In contrast the Germans had a large stock of efficient buoyant contact mines activated by the Herz horn firing gear. This system utilised a number of lead covered horns each encasing a glass tube containing a Bichromate solution. When the horn was bent by contacting a passing ship, the glass tube broke releasing the liquid to come in contact with a zinc and carbon plate, thus creating an electrical battery. The electric current then flowed through a fuse wire to explode a mercury detonator.

The Mine war started on the night of the 4/5th August 1914 when the minelayer Konigin Louise aid a minefield about 40 miles off Lowestoft. She was intercepted and sunk by the light-cruiser Amphion, which in turn struck one of the recently laid mines and sank too.
 
Initially British mine-laying activity was confined to countering the threat from German U-boats in the Straits of Dover and blockading their base at Brugges. However, on the 27th of October the new dreadnaught Audacious was lost off of Tory Island, northwest of Ireland. This would lead to a decision by the Naval Commander in Chief to commence the laying of Mines in the Heligoland Bight.

Both sides stepped up their mine laying during 1915. The British converting several passenger steamers to minelayers whilst the Germans modified some U-boats for the same purpose. Throughout 1915 and 1916 both belligerents kept up their efforts.
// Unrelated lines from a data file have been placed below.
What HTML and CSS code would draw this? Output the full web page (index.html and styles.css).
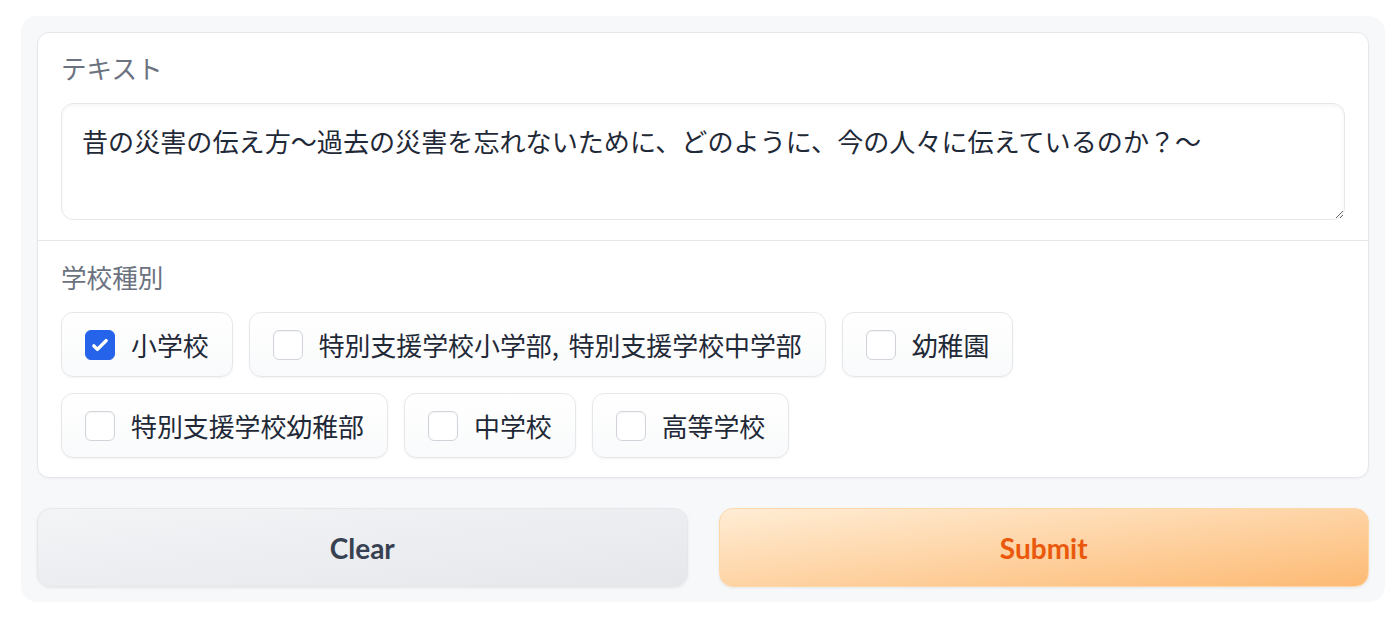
FILE: index.html
```html
<!DOCTYPE html>
<html lang="ja">
<head>
  <meta charset="UTF-8">
  <title>学校種別</title>
  <link rel="stylesheet" href="styles.css">
</head>
<body>
<div class="app">
  <div class="form">
    <div class="block">
      <label class="label" for="text">テキスト</label>
      <textarea id="text" class="input" rows="2">昔の災害の伝え方〜過去の災害を忘れないために、どのように、今の人々に伝えているのか？〜</textarea>
    </div>
    <div class="block">
      <div class="label">学校種別</div>
      <div class="choices">
        <label class="choice">
          <span class="box checked">
            <svg viewBox="0 0 16 16" width="28" height="28"><path fill="#fff" d="M12.207 4.793a1 1 0 010 1.414l-5 5a1 1 0 01-1.414 0l-2-2a1 1 0 011.414-1.414L6.5 9.086l4.293-4.293a1 1 0 011.414 0z"/></svg>
          </span>
          <span>小学校</span>
        </label>
        <label class="choice"><span class="box"></span><span>特別支援学校小学部<span class="sep">,</span> 特別支援学校中学部</span></label>
        <label class="choice"><span class="box"></span><span>幼稚園</span></label>
        <label class="choice"><span class="box"></span><span>特別支援学校幼稚部</span></label>
        <label class="choice"><span class="box"></span><span>中学校</span></label>
        <label class="choice"><span class="box"></span><span>高等学校</span></label>
      </div>
    </div>
  </div>
  <div class="actions">
    <button class="btn secondary">Clear</button>
    <button class="btn primary">Submit</button>
  </div>
</div>
</body>
</html>
```

FILE: styles.css
```css
body {
  margin: 0;
  background: #fff;
  font-family: "Noto Sans CJK JP", "Noto Sans", sans-serif;
  color: #1f2937;
}
.app {
  margin: 16px 15px 0 21px;
  padding: 16px 16px 15px;
  background: #f7f8fa;
  border-radius: 16px;
}
.form {
  background: #fff;
  border: 1px solid #e5e7eb;
  border-radius: 12px;
  overflow: hidden;
  box-shadow: 0 1px 2px rgba(0, 0, 0, 0.04);
}
.block {
  padding: 22px 23px 20px;
}
.block + .block {
  border-top: 1px solid #e5e7eb;
  padding: 23px 23px 19px;
}
.label {
  display: block;
  font-size: 25.6px;
  line-height: 26px;
  color: #6b7280;
  margin-bottom: 22px;
}
.input {
  display: block;
  box-sizing: border-box;
  width: 100%;
  height: 117px;
  margin: 0;
  padding: 18px 20px;
  font-family: inherit;
  font-size: 26.1px;
  line-height: 38px;
  color: #1f2937;
  border: 1px solid #e5e7eb;
  border-radius: 12px;
  box-shadow: inset 0 2px 4px rgba(0, 0, 0, 0.04);
  resize: vertical;
  outline: none;
}
.choices {
  display: flex;
  flex-wrap: wrap;
  gap: 16px;
}
.choice {
  display: flex;
  align-items: center;
  gap: 16px;
  box-sizing: border-box;
  height: 65px;
  padding: 0 23px;
  font-size: 25.9px;
  color: #1f2937;
  border: 1px solid #e5e7eb;
  border-radius: 12px;
  background: linear-gradient(to top, #f9fafb, #fff);
  box-shadow: 0 1px 2px rgba(0, 0, 0, 0.05);
}
.sep {
  margin-right: 4px;
}
.box {
  display: flex;
  align-items: center;
  justify-content: center;
  box-sizing: border-box;
  width: 30px;
  height: 30px;
  border: 1px solid #d1d5db;
  border-radius: 6px;
  background: #fff;
  box-shadow: inset 0 1px 2px rgba(0, 0, 0, 0.05);
}
.box.checked {
  background: #2563eb;
  border-color: #2563eb;
  box-shadow: none;
}
.actions {
  display: grid;
  grid-template-columns: 1fr 1fr;
  gap: 31px;
  margin-top: 30px;
}
.btn {
  height: 79px;
  font-family: "Lato", "Noto Sans", sans-serif;
  font-size: 28px;
  font-weight: 700;
  border-radius: 14px;
  box-shadow: 0 1px 3px rgba(0, 0, 0, 0.08);
}
.secondary {
  color: #374151;
  border: 1px solid #e5e7eb;
  background: linear-gradient(to bottom right, #f3f4f6, #e5e7eb);
}
.primary {
  color: #ea580c;
  border: 1px solid #fed7aa;
  background: linear-gradient(to bottom right, #ffedd5, #fdba74);
}
```
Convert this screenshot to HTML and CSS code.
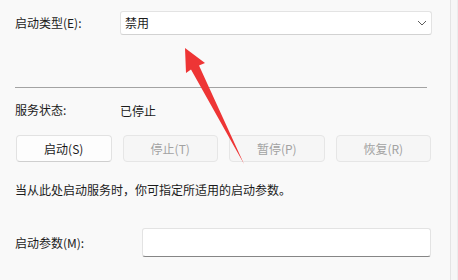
FILE: index.html
```html
<!DOCTYPE html>
<html lang="zh-CN">
<head>
<meta charset="utf-8">
<link rel="stylesheet" href="styles.css">
</head>
<body>
<div class="page">
  <div class="panel">
    <div class="row row-type">
      <span class="label">启动类型(E):</span>
      <div class="select">
        <span>禁用</span>
        <svg class="chev" width="10" height="6" viewBox="0 0 10 6"><path d="M1 1 L5 5 L9 1" fill="none" stroke="#5c5c5c" stroke-width="1"/></svg>
      </div>
    </div>
    <div class="divider"></div>
    <div class="row row-status">
      <span class="label">服务状态:</span>
      <span>已停止</span>
    </div>
    <div class="buttons">
      <button class="btn">启动(S)</button>
      <button class="btn disabled">停止(T)</button>
      <button class="btn disabled">暂停(P)</button>
      <button class="btn disabled">恢复(R)</button>
    </div>
    <p class="desc">当从此处启动服务时，你可指定所适用的启动参数。</p>
    <div class="row row-param">
      <span class="label label-param">启动参数(M):</span>
      <div class="input"></div>
    </div>
  </div>
  <div class="edge"></div>
  <svg class="arrow" width="458" height="280" viewBox="0 0 458 280">
    <polygon points="185,48 186,73 191,69.5 244,164 199,65.5 205,63" fill="#ee3535"/>
  </svg>
</div>
</body>
</html>
```
FILE: styles.css
```css
html, body {
  margin: 0;
  padding: 0;
}
body {
  background: #f9f9f9;
  font-family: "Noto Sans CJK SC", "Noto Sans", sans-serif;
  font-size: 12px;
  color: #1b1b1b;
}
.page {
  position: relative;
  width: 458px;
  height: 280px;
  display: flex;
  overflow: hidden;
}
.panel {
  width: 451px;
  height: 280px;
  box-sizing: border-box;
  border-right: 1px solid #e4e4e4;
  padding-left: 15px;
  padding-top: 11px;
}
.edge {
  flex: 1;
  background: #f6f6f6;
  border-right: 1px solid #ececec;
}
.row {
  display: flex;
  align-items: center;
}
.label {
  width: 105px;
  flex: none;
  line-height: 16px;
}
.row-type {
  height: 24px;
}
.select {
  width: 312px;
  height: 24px;
  box-sizing: border-box;
  background: #ffffff;
  border: 1px solid #e3e3e3;
  border-bottom-color: #d2d2d2;
  border-radius: 3px;
  display: flex;
  align-items: center;
  justify-content: space-between;
  padding-left: 4px;
  padding-right: 4px;
}
.select span {
  line-height: 16px;
}
.chev {
  display: block;
}
.divider {
  margin-top: 52px;
  width: 412px;
  height: 1px;
  background: #a3a3a3;
}
.row-status {
  margin-top: 14px;
  height: 16px;
}
.buttons {
  margin-top: 17px;
  margin-left: 1px;
  width: 415px;
  display: grid;
  grid-template-columns: repeat(4, 1fr);
  gap: 11px;
}
.btn {
  height: 27px;
  margin: 0;
  padding: 0;
  font: inherit;
  color: #1b1b1b;
  background: #fdfdfd;
  border: 1px solid #e2e2e2;
  border-bottom-color: #cfcfcf;
  border-radius: 4px;
}
.btn.disabled {
  color: #a2a2a2;
  background: #f6f6f6;
  border-color: #e6e6e6;
}
.desc {
  margin: 20px 0 0 0;
  line-height: 16px;
  height: 16px;
}
.row-param {
  margin-top: 30px;
  height: 29px;
}
.label-param {
  width: 127px;
}
.input {
  width: 289px;
  height: 29px;
  box-sizing: border-box;
  background: #ffffff;
  border: 1px solid #e3e3e3;
  border-bottom: 1px solid #868686;
  border-radius: 3px;
}
.arrow {
  position: absolute;
  left: 0;
  top: 0;
  pointer-events: none;
}
```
The Germans enjoying a slight advantage because of their earlier start in both quality and quantity. In 1916 the cruiser HMS Hampshire went down after hitting a mine (thought to have been laid by the submarine U-75), resulting in the death of the War Minister Lord Kitchener who was travelling in her to Russia.
 
From 1917 the mining war turned dramatically in the allies favour. Improved mine clearance techniques would make the mine less of a threat to allied shipping, whilst at the same time the introduction of the Mk H11 with Herz system horns would give the foe a taste of their own medicine. A proposal by Admiral Sir David Beatty in January 1917 for the laying of 60,000 mines however could not be implemented because there simply was not sufficient mines available at that time to make the plan feasible. Nevertheless extra mines were laid in such quantities within the German sea-lanes that were to take a considerable toll amongst German shipping. The Germans only being able to keep a few main sea routes open.

By the end of WW1 the British had laid 128,000 mines which destroyed 150 enemy warships and auxiliaries including some 35 U-boats. In return 43,000 German mines sank 40 British warships and 225 Auxiliaries plus about a million tons of allied merchant shipping.